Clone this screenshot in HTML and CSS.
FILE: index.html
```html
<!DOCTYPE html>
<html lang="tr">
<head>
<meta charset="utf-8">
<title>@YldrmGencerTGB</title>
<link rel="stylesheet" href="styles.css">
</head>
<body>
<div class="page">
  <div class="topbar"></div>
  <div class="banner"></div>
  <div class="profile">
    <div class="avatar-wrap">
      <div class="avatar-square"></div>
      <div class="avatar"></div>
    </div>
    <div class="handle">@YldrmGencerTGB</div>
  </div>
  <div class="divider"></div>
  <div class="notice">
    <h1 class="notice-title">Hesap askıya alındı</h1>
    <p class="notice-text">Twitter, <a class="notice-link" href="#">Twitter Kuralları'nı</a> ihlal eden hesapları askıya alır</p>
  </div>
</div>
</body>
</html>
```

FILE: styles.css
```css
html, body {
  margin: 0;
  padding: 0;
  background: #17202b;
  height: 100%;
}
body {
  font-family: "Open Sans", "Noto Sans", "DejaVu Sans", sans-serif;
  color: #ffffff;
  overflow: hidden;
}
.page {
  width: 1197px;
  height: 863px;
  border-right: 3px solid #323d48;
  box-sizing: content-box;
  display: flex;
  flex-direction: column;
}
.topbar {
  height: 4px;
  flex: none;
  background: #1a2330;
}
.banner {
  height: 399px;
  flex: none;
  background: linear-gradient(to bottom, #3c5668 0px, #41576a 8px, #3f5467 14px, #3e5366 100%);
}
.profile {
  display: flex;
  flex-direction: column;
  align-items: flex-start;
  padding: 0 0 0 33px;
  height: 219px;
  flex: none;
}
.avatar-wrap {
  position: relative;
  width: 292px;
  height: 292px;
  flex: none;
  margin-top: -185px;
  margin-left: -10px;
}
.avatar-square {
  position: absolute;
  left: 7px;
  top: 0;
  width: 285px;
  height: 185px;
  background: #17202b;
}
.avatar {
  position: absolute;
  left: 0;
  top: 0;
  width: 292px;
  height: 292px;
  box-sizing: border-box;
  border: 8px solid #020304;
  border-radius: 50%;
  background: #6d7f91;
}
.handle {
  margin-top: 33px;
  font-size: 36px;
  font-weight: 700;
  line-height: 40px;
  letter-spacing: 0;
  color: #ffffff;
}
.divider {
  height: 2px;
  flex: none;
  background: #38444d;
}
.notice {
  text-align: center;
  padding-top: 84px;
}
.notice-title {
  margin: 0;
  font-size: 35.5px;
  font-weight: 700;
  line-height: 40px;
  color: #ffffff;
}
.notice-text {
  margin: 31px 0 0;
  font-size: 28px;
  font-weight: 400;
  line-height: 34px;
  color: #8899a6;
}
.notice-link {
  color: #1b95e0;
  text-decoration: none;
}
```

> [Objective]:
Return all of the data word for word.

> [Task solution]:
Clone this screenshot in HTML and CSS.
FILE: index.html
```html
<!DOCTYPE html>
<html lang="tr">
<head>
<meta charset="utf-8">
<title>@YldrmGencerTGB</title>
<link rel="stylesheet" href="styles.css">
</head>
<body>
<div class="page">
  <div class="topbar"></div>
  <div class="banner"></div>
  <div class="profile">
    <div class="avatar-wrap">
      <div class="avatar-square"></div>
      <div class="avatar"></div>
    </div>
    <div class="handle">@YldrmGencerTGB</div>
  </div>
  <div class="divider"></div>
  <div class="notice">
    <h1 class="notice-title">Hesap askıya alındı</h1>
    <p class="notice-text">Twitter, <a class="notice-link" href="#">Twitter Kuralları'nı</a> ihlal eden hesapları askıya alır</p>
  </div>
</div>
</body>
</html>
```

FILE: styles.css
```css
html, body {
  margin: 0;
  padding: 0;
  background: #17202b;
  height: 100%;
}
body {
  font-family: "Open Sans", "Noto Sans", "DejaVu Sans", sans-serif;
  color: #ffffff;
  overflow: hidden;
}
.page {
  width: 1197px;
  height: 863px;
  border-right: 3px solid #323d48;
  box-sizing: content-box;
  display: flex;
  flex-direction: column;
}
.topbar {
  height: 4px;
  flex: none;
  background: #1a2330;
}
.banner {
  height: 399px;
  flex: none;
  background: linear-gradient(to bottom, #3c5668 0px, #41576a 8px, #3f5467 14px, #3e5366 100%);
}
.profile {
  display: flex;
  flex-direction: column;
  align-items: flex-start;
  padding: 0 0 0 33px;
  height: 219px;
  flex: none;
}
.avatar-wrap {
  position: relative;
  width: 292px;
  height: 292px;
  flex: none;
  margin-top: -185px;
  margin-left: -10px;
}
.avatar-square {
  position: absolute;
  left: 7px;
  top: 0;
  width: 285px;
  height: 185px;
  background: #17202b;
}
.avatar {
  position: absolute;
  left: 0;
  top: 0;
  width: 292px;
  height: 292px;
  box-sizing: border-box;
  border: 8px solid #020304;
  border-radius: 50%;
  background: #6d7f91;
}
.handle {
  margin-top: 33px;
  font-size: 36px;
  font-weight: 700;
  line-height: 40px;
  letter-spacing: 0;
  color: #ffffff;
}
.divider {
  height: 2px;
  flex: none;
  background: #38444d;
}
.notice {
  text-align: center;
  padding-top: 84px;
}
.notice-title {
  margin: 0;
  font-size: 35.5px;
  font-weight: 700;
  line-height: 40px;
  color: #ffffff;
}
.notice-text {
  margin: 31px 0 0;
  font-size: 28px;
  font-weight: 400;
  line-height: 34px;
  color: #8899a6;
}
.notice-link {
  color: #1b95e0;
  text-decoration: none;
}
```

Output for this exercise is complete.